◆ EXERCISE OBJECTIVE: Retype nothing but the lines from the start of the material up to and including the line with "</fritz-nav>". Pictures don't belong in the copy.

◆ DATA EXCERPT:
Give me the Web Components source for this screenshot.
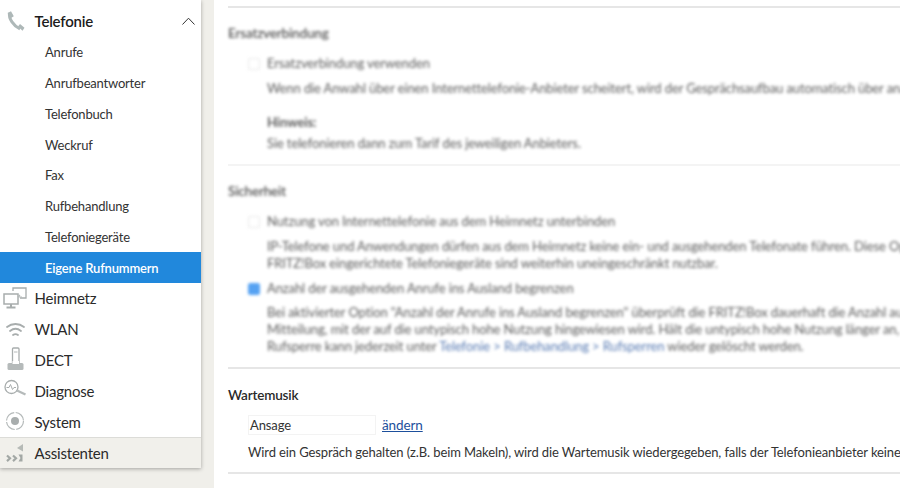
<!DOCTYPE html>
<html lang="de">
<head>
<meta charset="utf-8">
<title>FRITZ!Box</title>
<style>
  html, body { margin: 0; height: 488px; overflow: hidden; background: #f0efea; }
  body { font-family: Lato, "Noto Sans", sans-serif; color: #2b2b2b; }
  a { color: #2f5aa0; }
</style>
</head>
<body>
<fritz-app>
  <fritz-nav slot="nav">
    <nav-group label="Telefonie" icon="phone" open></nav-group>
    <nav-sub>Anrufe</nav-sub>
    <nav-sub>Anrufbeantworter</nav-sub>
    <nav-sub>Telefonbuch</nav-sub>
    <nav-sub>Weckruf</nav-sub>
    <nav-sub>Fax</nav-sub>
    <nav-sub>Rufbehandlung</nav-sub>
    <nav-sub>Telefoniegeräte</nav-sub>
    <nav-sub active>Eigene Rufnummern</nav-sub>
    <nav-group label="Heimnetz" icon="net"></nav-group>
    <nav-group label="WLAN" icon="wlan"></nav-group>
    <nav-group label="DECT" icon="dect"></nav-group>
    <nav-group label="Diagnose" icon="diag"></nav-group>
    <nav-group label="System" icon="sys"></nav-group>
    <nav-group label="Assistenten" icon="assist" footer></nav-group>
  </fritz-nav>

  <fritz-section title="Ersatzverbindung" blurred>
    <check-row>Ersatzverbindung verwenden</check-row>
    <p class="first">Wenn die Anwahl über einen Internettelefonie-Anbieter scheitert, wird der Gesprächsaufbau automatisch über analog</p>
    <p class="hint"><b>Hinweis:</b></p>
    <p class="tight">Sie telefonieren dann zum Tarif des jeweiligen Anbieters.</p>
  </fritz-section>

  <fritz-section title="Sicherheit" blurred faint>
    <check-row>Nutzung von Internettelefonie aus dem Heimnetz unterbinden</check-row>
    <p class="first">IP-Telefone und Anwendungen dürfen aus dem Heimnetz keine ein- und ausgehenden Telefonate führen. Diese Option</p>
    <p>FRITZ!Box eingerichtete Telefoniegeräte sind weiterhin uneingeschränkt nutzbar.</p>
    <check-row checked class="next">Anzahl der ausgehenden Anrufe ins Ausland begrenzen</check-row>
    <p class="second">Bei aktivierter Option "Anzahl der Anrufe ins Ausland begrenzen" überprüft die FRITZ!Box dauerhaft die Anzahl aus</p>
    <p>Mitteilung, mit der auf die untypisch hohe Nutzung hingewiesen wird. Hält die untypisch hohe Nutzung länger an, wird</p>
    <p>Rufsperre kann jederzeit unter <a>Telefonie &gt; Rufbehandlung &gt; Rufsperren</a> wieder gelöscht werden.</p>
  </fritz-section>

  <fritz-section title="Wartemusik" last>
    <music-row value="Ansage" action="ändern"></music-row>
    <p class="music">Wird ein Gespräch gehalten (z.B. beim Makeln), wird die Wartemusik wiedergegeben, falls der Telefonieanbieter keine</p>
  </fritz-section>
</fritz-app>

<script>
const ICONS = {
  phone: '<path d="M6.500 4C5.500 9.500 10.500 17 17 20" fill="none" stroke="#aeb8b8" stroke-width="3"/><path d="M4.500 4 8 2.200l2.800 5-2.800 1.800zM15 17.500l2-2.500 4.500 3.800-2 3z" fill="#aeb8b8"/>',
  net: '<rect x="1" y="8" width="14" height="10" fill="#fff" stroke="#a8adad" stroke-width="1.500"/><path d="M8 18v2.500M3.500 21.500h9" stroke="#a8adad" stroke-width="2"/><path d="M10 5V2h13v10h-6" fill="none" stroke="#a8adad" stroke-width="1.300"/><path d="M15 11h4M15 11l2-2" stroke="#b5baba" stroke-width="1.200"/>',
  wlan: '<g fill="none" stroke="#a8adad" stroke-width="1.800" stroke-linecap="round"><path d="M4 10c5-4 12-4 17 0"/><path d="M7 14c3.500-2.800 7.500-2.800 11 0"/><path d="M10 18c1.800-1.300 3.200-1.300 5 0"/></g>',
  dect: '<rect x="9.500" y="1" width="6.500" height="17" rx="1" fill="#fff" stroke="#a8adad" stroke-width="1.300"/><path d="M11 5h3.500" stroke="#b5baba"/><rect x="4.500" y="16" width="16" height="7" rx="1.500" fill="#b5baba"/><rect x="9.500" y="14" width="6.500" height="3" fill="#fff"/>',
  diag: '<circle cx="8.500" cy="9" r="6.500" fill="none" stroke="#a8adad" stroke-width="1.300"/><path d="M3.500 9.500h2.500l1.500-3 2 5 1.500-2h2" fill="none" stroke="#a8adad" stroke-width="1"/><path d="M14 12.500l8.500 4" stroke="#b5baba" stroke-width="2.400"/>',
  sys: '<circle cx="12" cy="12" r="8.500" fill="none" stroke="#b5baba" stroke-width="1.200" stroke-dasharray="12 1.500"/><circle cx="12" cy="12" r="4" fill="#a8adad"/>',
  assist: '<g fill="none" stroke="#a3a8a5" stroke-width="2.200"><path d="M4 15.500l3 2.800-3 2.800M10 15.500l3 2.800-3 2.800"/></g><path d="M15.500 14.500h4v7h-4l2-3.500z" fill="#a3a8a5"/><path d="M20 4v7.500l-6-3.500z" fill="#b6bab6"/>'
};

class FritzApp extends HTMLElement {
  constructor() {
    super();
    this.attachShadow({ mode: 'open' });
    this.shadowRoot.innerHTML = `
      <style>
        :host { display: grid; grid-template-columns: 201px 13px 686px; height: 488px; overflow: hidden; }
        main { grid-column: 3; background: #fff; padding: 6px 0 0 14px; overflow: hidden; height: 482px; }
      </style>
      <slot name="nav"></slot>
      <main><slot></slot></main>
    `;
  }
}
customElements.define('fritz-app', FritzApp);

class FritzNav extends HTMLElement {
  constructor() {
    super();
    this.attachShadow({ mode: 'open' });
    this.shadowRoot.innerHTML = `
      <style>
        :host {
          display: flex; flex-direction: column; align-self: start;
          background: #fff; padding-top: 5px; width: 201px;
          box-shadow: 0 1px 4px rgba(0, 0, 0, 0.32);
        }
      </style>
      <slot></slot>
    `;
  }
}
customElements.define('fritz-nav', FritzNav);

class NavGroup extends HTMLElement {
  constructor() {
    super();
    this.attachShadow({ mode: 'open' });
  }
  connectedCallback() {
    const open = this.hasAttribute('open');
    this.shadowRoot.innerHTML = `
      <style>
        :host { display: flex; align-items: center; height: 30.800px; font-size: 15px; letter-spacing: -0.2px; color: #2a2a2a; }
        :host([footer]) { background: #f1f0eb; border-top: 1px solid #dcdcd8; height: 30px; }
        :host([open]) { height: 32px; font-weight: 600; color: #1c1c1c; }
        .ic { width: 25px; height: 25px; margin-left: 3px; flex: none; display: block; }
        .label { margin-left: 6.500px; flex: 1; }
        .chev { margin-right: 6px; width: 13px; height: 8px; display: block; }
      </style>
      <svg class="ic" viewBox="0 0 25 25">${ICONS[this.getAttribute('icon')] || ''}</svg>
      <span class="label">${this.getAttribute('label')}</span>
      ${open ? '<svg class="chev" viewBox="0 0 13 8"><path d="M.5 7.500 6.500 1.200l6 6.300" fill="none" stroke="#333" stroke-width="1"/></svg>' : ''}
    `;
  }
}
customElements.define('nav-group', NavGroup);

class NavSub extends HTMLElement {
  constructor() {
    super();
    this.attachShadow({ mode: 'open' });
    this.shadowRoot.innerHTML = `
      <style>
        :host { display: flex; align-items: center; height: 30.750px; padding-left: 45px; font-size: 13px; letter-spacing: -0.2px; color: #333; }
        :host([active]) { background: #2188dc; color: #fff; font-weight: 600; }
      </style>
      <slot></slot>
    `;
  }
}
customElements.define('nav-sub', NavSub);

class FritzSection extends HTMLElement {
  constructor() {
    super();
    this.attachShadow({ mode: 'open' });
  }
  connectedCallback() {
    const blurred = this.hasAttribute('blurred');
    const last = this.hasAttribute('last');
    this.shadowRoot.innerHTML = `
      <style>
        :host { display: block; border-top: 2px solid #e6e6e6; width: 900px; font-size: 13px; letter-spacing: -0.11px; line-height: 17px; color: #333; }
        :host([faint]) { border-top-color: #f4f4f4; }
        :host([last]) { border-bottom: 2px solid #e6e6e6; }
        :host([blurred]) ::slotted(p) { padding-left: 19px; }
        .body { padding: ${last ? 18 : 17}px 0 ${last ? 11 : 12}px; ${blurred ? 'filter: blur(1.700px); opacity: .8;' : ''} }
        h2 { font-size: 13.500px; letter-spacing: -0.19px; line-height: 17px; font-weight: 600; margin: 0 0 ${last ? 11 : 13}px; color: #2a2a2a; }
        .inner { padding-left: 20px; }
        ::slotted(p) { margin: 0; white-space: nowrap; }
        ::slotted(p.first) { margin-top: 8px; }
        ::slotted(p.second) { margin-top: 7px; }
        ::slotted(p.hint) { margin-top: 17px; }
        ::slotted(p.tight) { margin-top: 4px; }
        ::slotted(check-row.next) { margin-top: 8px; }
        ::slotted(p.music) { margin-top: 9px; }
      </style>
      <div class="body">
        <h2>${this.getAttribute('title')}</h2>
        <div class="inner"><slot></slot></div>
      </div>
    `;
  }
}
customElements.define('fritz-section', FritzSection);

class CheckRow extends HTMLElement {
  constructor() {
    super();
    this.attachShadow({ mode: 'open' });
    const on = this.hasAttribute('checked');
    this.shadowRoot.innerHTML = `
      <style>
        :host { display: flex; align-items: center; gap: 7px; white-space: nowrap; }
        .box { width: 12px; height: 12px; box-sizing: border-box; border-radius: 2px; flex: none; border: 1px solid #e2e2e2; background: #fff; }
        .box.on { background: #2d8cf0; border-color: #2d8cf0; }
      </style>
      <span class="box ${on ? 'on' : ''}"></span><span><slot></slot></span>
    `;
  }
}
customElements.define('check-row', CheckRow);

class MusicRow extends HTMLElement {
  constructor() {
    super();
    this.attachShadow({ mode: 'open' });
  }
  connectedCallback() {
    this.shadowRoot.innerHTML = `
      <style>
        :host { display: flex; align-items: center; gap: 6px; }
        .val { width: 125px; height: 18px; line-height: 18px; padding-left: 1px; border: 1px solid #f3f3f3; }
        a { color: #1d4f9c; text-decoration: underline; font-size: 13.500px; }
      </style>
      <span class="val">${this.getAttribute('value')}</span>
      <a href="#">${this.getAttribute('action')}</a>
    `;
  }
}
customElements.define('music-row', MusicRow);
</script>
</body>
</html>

◆ EXPECTED ANSWER:
Give me the Web Components source for this screenshot.
<!DOCTYPE html>
<html lang="de">
<head>
<meta charset="utf-8">
<title>FRITZ!Box</title>
<style>
  html, body { margin: 0; height: 488px; overflow: hidden; background: #f0efea; }
  body { font-family: Lato, "Noto Sans", sans-serif; color: #2b2b2b; }
  a { color: #2f5aa0; }
</style>
</head>
<body>
<fritz-app>
  <fritz-nav slot="nav">
    <nav-group label="Telefonie" icon="phone" open></nav-group>
    <nav-sub>Anrufe</nav-sub>
    <nav-sub>Anrufbeantworter</nav-sub>
    <nav-sub>Telefonbuch</nav-sub>
    <nav-sub>Weckruf</nav-sub>
    <nav-sub>Fax</nav-sub>
    <nav-sub>Rufbehandlung</nav-sub>
    <nav-sub>Telefoniegeräte</nav-sub>
    <nav-sub active>Eigene Rufnummern</nav-sub>
    <nav-group label="Heimnetz" icon="net"></nav-group>
    <nav-group label="WLAN" icon="wlan"></nav-group>
    <nav-group label="DECT" icon="dect"></nav-group>
    <nav-group label="Diagnose" icon="diag"></nav-group>
    <nav-group label="System" icon="sys"></nav-group>
    <nav-group label="Assistenten" icon="assist" footer></nav-group>
  </fritz-nav>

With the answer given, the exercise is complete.